Copy the listing below line for line, starting at its first line and ending with the line that has "string; value?: string" in it. Add nothing.
***
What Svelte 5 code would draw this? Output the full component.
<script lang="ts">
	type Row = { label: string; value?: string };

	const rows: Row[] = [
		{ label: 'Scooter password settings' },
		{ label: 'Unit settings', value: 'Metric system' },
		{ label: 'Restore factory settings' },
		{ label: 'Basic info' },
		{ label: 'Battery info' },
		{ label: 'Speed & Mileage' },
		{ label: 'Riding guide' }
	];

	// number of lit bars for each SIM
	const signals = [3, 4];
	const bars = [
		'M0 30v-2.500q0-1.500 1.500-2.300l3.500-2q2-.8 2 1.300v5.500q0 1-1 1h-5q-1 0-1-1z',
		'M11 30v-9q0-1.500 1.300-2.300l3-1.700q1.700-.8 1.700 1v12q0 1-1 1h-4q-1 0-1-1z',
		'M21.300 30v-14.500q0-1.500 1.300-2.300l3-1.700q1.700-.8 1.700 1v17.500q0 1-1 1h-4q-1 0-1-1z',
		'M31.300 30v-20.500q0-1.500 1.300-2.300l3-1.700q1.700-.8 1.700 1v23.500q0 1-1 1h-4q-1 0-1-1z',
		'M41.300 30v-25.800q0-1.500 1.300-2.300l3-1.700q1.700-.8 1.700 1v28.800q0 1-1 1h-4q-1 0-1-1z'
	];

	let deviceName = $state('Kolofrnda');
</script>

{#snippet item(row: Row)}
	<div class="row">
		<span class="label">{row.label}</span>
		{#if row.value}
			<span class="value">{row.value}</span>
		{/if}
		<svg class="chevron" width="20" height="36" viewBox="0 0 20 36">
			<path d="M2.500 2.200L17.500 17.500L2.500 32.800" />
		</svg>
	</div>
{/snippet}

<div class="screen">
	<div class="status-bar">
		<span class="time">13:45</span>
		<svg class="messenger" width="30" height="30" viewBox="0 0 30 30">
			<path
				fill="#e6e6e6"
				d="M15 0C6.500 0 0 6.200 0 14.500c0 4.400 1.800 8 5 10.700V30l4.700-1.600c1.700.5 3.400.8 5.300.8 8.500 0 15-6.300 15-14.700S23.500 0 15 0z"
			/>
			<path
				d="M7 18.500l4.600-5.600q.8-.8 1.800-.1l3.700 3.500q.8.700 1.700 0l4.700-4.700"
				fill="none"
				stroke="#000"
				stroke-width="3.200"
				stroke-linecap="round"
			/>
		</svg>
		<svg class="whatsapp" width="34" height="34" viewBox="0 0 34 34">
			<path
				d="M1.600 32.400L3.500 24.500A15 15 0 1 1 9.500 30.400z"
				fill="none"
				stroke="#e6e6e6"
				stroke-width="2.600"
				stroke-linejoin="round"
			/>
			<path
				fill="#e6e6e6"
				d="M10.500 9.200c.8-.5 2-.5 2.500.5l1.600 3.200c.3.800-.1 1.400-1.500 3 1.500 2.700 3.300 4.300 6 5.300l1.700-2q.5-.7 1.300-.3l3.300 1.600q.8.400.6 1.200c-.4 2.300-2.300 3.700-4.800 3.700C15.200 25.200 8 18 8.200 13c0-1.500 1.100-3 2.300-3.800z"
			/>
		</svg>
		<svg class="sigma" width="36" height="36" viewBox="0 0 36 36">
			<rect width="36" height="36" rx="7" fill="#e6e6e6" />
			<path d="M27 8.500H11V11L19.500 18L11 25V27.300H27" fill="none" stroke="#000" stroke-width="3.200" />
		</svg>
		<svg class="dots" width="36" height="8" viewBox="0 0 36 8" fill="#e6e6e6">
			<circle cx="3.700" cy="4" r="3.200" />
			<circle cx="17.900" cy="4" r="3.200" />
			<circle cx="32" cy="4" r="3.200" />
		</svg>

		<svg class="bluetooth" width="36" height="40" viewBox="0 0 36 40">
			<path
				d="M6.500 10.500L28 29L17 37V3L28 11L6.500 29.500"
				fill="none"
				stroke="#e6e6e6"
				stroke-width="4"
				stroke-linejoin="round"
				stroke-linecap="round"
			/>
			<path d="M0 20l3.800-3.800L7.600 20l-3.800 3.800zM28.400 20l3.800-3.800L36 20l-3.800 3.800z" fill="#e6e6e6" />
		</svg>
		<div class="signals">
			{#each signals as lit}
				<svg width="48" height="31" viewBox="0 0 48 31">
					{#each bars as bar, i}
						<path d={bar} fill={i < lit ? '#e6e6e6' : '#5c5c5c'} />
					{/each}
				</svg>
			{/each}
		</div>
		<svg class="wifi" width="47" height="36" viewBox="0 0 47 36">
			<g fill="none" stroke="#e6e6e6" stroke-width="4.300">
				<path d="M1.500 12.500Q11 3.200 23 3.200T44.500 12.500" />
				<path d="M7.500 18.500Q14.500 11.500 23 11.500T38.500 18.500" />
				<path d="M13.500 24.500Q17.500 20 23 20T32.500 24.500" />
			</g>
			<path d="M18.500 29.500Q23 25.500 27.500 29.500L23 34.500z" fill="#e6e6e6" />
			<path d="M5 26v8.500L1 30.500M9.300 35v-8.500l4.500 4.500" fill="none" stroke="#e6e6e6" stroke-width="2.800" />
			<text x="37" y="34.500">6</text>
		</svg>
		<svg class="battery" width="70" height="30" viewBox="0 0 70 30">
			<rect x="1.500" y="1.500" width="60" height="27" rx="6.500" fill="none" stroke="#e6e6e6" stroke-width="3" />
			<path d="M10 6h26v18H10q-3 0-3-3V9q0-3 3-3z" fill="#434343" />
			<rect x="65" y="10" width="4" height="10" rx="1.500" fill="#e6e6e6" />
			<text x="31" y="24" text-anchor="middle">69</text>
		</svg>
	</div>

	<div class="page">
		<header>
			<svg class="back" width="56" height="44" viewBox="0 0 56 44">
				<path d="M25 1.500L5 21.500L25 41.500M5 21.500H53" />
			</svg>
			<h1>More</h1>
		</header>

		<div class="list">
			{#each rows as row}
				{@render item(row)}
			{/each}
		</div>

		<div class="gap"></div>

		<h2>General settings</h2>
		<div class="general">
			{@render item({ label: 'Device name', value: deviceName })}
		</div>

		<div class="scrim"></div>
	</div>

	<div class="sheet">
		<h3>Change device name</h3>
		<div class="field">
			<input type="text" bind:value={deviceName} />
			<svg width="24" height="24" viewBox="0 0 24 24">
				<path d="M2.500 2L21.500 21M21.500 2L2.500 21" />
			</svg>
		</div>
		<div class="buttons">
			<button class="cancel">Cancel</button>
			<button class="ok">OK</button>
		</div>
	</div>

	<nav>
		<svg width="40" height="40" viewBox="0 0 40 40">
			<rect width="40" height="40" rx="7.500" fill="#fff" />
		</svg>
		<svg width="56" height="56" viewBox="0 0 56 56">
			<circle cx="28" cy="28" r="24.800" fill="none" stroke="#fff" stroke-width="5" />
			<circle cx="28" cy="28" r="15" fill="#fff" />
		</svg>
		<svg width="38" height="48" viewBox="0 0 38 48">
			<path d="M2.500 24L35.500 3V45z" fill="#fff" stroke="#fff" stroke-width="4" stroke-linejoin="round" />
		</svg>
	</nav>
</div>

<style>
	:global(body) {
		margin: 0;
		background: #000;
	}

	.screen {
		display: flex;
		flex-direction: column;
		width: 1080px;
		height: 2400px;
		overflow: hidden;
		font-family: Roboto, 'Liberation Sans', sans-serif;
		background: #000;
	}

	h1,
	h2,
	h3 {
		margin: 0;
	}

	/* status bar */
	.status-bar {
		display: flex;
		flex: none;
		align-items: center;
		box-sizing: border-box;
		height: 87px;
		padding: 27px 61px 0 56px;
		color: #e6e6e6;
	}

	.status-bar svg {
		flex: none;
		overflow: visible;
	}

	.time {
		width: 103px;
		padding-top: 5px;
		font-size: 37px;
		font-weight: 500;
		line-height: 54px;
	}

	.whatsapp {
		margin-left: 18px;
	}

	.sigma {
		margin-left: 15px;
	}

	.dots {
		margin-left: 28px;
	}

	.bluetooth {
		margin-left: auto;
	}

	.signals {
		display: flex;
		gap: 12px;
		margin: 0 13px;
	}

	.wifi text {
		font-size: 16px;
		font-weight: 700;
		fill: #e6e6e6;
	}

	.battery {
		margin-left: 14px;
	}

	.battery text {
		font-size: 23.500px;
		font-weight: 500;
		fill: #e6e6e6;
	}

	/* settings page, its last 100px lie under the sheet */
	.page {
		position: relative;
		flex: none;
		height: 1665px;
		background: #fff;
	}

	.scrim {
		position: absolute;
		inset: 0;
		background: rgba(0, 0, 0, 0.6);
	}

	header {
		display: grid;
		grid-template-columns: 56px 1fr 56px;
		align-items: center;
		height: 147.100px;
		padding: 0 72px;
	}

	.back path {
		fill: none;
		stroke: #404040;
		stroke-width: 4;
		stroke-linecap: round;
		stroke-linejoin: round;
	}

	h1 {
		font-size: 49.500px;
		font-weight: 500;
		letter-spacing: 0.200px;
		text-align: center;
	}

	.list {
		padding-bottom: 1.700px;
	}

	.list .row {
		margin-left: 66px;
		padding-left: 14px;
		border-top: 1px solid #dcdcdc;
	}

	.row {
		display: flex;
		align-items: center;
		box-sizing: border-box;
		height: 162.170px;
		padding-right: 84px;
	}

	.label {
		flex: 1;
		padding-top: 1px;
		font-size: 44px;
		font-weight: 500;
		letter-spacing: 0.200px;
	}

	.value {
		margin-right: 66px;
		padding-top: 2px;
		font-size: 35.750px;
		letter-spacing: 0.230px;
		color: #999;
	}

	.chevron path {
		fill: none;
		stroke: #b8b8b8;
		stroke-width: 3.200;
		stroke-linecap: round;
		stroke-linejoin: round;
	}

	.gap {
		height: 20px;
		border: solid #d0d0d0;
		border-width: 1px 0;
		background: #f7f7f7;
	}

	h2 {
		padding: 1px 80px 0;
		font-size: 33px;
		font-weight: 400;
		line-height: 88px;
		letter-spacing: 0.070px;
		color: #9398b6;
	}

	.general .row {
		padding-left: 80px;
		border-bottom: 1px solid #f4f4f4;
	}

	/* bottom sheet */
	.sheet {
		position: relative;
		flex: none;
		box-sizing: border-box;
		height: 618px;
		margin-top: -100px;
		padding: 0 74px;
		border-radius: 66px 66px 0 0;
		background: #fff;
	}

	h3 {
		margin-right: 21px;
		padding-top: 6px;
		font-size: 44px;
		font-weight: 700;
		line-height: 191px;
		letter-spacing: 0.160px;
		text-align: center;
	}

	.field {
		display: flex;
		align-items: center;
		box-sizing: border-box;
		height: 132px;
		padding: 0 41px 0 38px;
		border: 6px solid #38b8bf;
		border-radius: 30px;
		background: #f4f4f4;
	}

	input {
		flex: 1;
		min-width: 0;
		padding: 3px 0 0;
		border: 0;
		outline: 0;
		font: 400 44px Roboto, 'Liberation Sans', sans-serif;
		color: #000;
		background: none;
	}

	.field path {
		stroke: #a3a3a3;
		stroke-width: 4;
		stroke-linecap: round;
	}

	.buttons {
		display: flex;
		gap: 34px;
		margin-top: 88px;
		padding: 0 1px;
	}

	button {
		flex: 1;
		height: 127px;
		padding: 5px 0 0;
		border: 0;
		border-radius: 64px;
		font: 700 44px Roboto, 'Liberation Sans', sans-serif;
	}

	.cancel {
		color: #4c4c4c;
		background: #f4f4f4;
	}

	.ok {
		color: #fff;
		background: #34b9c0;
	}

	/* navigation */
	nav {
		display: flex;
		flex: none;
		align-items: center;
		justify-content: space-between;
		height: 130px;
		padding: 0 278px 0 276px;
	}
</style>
***
| Solution |
What Svelte 5 code would draw this? Output the full component.
<script lang="ts">
	type Row = { label: string; value?: string };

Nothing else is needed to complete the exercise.